* Task to complete
Would you pull out every line of the material that contains the string "styles"?

* Source excerpt
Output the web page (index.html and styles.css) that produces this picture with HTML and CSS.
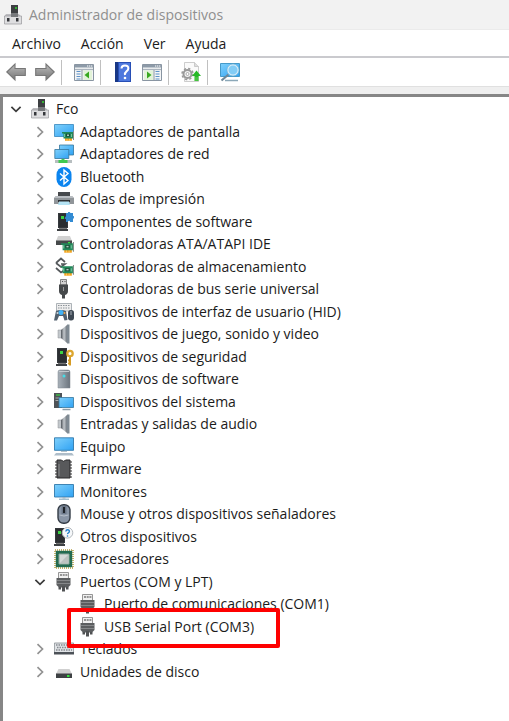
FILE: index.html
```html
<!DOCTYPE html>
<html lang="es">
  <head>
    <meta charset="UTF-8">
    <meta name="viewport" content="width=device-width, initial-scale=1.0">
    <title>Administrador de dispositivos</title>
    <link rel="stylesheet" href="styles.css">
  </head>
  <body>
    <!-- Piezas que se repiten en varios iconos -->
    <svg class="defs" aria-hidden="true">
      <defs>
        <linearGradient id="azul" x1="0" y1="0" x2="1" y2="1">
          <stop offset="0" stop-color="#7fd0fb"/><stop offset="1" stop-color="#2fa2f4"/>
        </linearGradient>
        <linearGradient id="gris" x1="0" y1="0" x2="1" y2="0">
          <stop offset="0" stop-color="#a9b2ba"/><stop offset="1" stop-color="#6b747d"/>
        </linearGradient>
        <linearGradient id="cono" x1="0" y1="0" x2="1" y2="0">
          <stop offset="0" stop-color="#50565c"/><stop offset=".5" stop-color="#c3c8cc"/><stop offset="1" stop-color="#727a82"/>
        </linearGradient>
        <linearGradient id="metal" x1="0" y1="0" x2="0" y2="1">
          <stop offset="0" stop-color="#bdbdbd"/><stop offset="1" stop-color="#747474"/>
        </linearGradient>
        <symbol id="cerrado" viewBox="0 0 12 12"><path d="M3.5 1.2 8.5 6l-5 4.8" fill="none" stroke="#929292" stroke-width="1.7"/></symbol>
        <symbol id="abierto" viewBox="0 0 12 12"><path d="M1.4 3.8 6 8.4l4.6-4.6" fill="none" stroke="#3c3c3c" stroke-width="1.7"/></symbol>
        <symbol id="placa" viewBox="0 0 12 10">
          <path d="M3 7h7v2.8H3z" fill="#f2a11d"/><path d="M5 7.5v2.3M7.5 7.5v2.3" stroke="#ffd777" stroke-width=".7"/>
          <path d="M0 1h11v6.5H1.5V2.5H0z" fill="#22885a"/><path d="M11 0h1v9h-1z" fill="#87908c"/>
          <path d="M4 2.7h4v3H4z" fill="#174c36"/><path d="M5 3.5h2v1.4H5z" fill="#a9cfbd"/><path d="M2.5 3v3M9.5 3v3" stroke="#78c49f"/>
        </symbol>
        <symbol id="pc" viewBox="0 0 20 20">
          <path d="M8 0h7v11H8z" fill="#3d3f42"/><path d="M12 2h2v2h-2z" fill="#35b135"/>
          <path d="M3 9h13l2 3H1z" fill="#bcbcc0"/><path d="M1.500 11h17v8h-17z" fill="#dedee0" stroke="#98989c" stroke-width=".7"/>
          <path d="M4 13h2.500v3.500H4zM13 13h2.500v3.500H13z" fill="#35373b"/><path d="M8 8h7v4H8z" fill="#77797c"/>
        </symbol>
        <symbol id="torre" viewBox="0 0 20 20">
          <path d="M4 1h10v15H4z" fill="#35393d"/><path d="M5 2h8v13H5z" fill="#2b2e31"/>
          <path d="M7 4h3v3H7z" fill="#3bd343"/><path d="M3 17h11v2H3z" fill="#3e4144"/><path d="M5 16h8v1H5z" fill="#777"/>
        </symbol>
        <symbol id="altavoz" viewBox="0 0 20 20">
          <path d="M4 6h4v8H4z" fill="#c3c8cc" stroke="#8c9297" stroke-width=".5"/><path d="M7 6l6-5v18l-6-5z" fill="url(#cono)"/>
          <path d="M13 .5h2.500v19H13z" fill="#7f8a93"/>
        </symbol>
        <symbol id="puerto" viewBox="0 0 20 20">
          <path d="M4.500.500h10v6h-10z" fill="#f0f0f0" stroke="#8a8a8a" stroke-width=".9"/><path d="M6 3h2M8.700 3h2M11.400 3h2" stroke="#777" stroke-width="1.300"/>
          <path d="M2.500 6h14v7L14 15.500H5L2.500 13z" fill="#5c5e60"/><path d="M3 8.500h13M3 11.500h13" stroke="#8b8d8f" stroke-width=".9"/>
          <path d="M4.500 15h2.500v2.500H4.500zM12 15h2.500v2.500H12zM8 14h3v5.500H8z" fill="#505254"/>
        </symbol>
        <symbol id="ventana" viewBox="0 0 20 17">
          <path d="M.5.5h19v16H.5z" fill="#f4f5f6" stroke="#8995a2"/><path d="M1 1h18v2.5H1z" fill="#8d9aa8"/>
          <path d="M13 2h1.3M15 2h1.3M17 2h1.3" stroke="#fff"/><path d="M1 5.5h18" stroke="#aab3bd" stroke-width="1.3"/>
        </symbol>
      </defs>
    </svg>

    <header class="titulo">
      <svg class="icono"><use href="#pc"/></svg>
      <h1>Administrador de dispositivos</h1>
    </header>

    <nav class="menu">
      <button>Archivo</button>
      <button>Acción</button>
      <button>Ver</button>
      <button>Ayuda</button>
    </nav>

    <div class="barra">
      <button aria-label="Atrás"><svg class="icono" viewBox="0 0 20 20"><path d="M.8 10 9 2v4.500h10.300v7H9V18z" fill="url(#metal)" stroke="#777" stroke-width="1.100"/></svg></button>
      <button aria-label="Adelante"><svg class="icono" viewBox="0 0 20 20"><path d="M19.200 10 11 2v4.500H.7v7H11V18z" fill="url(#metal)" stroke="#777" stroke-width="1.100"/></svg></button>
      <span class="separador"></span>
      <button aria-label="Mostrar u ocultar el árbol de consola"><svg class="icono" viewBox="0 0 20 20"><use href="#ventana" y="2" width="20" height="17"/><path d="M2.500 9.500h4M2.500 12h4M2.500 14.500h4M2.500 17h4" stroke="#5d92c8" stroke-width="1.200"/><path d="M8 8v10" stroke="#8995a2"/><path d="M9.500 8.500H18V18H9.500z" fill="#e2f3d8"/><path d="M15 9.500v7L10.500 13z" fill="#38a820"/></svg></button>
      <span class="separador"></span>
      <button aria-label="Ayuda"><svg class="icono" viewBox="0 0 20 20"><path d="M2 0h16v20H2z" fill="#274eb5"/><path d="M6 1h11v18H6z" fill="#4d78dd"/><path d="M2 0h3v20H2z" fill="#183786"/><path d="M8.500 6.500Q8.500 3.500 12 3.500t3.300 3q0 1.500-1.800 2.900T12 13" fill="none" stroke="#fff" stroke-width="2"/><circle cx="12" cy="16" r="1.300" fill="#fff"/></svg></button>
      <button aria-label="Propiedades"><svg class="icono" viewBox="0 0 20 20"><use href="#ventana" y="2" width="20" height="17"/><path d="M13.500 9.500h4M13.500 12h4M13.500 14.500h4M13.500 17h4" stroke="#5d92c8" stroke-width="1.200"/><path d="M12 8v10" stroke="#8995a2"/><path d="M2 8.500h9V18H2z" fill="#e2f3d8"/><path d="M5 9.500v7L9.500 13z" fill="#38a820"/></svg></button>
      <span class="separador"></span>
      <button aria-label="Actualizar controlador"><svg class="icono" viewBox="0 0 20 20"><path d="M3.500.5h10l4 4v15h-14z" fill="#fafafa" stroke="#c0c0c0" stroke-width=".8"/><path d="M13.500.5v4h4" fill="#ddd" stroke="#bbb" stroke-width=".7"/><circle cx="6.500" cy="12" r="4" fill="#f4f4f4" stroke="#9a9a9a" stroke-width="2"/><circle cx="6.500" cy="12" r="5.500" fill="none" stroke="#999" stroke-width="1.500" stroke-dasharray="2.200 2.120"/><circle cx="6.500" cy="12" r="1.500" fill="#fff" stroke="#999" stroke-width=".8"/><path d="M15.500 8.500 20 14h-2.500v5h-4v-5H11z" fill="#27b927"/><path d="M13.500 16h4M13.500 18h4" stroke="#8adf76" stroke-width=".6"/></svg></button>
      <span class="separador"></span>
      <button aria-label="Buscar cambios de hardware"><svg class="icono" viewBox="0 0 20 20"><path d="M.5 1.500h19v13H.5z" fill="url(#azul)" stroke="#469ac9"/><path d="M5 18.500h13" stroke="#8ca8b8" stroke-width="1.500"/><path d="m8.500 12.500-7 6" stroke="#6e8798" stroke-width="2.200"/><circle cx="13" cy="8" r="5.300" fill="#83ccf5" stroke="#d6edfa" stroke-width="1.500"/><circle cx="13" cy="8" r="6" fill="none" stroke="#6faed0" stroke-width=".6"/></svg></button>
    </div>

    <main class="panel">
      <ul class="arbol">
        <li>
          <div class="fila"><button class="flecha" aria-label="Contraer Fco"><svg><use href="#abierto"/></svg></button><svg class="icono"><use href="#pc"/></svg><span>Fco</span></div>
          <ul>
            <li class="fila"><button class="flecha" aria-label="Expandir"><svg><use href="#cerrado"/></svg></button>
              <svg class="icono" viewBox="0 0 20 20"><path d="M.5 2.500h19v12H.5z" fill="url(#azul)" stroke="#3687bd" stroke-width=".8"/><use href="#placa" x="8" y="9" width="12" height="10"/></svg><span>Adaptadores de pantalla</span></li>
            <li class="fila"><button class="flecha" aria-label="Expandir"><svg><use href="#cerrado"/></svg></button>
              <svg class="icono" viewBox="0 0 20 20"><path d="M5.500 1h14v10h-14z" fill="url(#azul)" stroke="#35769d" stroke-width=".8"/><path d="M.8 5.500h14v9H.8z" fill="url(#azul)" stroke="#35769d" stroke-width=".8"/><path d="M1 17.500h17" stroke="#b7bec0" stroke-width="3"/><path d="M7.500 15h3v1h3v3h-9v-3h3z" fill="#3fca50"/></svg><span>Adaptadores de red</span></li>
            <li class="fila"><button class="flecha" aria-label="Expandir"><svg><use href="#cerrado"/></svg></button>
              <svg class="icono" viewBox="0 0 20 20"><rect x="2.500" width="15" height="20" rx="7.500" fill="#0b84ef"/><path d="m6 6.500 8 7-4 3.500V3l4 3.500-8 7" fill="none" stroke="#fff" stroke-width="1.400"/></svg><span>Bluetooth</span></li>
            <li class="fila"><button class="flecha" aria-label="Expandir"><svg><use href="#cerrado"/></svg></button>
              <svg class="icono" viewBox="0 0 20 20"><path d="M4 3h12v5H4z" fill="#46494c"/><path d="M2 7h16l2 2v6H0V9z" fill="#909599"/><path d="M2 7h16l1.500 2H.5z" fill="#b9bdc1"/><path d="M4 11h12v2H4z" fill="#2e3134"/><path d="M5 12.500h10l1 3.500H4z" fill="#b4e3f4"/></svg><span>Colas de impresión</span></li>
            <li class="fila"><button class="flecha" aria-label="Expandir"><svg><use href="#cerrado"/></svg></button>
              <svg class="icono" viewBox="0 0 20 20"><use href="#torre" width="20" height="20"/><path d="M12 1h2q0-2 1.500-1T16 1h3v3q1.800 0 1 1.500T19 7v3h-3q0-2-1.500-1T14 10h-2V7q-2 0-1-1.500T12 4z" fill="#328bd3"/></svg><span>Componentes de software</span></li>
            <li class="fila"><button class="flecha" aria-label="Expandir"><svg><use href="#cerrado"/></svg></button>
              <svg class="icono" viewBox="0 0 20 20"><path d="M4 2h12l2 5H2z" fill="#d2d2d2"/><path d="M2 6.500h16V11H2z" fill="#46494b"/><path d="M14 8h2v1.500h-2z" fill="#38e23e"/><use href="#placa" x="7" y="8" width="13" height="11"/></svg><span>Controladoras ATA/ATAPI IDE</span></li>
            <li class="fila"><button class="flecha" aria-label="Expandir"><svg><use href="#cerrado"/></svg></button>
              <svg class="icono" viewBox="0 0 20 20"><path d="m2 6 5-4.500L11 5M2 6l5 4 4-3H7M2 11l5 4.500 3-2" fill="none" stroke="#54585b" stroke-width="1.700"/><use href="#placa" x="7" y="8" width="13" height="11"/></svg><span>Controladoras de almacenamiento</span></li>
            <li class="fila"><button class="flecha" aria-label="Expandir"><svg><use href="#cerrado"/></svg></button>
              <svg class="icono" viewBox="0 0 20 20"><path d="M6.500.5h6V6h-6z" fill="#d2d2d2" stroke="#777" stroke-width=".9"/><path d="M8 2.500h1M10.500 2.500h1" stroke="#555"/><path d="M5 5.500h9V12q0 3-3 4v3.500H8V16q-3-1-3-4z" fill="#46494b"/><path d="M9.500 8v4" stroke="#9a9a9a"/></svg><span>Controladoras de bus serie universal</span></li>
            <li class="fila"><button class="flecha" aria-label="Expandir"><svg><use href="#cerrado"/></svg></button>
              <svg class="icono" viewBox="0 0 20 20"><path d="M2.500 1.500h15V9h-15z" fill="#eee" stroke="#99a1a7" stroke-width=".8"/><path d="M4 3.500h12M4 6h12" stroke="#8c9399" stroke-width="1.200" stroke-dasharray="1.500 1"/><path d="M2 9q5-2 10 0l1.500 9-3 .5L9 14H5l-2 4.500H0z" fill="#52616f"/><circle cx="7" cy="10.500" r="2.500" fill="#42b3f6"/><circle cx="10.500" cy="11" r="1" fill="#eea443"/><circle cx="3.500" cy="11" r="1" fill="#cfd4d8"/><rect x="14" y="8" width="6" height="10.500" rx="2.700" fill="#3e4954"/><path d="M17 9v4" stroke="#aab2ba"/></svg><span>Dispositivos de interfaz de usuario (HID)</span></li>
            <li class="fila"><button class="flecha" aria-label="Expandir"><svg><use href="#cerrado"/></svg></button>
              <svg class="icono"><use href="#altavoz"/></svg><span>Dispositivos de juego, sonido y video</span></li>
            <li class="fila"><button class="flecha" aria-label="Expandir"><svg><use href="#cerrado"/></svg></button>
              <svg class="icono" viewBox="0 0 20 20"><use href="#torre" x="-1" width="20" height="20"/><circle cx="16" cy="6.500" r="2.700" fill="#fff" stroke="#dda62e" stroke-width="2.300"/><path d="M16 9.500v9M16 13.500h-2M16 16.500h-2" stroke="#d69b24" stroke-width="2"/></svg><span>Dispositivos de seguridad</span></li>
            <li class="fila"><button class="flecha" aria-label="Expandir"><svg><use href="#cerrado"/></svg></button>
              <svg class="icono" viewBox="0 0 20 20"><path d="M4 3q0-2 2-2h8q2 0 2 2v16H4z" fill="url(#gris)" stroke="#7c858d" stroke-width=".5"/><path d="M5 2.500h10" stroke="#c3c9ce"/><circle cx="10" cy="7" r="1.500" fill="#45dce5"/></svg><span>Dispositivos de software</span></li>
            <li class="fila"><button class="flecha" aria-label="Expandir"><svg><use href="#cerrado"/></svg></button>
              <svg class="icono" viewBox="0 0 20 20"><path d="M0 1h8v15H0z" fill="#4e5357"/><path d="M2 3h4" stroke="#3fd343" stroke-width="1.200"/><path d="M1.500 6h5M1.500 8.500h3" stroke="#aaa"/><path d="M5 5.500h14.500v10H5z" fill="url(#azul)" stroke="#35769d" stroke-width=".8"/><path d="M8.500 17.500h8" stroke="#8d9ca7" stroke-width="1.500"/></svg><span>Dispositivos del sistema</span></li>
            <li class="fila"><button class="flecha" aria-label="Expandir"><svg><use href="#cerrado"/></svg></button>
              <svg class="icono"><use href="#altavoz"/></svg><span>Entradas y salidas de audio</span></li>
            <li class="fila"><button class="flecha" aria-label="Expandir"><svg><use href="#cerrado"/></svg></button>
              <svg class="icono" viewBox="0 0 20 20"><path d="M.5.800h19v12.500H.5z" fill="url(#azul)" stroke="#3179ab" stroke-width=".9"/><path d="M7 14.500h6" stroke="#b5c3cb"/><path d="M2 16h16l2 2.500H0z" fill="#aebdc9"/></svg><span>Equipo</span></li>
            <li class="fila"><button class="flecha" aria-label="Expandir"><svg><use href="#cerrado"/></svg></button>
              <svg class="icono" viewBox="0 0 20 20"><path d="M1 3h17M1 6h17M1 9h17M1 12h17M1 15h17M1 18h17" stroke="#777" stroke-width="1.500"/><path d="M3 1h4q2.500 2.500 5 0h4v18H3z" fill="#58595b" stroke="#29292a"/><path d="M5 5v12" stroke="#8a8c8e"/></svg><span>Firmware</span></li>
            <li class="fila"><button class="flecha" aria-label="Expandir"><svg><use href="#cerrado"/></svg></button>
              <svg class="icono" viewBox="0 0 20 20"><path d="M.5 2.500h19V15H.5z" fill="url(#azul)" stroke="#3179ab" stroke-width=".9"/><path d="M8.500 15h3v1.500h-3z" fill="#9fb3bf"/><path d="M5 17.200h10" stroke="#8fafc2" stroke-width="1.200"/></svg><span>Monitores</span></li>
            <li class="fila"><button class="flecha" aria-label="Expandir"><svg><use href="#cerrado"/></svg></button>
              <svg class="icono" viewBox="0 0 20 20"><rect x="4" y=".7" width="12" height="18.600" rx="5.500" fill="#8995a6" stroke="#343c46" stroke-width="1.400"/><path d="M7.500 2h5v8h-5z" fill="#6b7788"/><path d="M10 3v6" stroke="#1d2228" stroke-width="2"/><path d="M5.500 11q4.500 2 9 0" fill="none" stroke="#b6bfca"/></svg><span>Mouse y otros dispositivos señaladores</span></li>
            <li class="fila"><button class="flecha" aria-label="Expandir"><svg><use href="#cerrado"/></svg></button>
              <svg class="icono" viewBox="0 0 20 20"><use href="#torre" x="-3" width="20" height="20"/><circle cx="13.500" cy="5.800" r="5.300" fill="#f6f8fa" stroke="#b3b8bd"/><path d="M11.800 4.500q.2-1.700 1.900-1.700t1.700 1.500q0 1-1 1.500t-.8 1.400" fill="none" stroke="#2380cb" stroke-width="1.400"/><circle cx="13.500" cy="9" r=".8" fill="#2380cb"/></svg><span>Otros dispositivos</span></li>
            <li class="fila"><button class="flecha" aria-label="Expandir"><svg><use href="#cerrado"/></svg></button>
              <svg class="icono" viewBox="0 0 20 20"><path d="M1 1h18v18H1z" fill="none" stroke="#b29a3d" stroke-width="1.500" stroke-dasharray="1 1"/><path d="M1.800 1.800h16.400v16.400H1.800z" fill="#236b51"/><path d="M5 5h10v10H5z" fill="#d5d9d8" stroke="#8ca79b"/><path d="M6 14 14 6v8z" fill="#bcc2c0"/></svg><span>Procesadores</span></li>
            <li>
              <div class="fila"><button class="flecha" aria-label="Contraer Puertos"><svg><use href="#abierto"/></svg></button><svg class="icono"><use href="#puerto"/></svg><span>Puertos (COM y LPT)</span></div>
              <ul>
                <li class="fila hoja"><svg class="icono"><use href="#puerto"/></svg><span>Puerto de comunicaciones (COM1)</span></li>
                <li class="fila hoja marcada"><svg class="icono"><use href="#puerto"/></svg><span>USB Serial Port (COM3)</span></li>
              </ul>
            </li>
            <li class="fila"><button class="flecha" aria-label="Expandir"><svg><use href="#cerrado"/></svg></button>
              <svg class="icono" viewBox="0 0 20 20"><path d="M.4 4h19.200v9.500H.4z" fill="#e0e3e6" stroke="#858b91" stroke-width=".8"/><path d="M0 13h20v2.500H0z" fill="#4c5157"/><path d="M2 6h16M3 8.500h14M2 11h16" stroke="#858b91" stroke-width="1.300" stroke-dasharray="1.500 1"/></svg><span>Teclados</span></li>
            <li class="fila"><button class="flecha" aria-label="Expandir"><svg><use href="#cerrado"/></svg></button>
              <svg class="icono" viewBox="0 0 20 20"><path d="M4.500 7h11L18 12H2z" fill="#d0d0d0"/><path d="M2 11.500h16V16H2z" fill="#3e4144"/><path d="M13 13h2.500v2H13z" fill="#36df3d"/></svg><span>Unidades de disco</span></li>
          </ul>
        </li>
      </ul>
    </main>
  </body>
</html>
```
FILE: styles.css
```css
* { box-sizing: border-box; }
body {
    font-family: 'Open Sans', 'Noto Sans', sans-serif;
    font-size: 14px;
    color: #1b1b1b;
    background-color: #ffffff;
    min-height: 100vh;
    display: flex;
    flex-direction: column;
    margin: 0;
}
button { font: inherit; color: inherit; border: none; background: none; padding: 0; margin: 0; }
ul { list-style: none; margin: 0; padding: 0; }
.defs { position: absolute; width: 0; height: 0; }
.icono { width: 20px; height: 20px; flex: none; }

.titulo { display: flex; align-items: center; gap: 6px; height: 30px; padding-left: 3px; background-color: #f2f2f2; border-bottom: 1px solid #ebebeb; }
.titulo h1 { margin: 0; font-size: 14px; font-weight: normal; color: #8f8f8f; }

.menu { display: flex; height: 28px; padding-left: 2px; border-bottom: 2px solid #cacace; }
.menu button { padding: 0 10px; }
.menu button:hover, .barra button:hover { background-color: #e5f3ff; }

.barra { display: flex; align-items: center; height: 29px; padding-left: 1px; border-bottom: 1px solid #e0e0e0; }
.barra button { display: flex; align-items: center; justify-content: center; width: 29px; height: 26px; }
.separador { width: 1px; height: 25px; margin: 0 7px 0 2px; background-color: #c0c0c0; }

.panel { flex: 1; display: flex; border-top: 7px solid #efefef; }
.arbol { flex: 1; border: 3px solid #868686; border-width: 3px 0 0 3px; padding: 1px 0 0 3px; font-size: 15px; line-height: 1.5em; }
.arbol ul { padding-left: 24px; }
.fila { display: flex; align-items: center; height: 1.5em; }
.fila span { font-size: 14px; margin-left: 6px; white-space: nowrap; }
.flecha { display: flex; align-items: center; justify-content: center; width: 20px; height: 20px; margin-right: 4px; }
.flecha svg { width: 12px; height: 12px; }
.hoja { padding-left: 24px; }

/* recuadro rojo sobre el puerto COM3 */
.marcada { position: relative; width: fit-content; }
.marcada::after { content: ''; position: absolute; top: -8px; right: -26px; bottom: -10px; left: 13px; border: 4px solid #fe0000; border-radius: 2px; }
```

* Response below
Output the web page (index.html and styles.css) that produces this picture with HTML and CSS.
    <link rel="stylesheet" href="styles.css">
FILE: styles.css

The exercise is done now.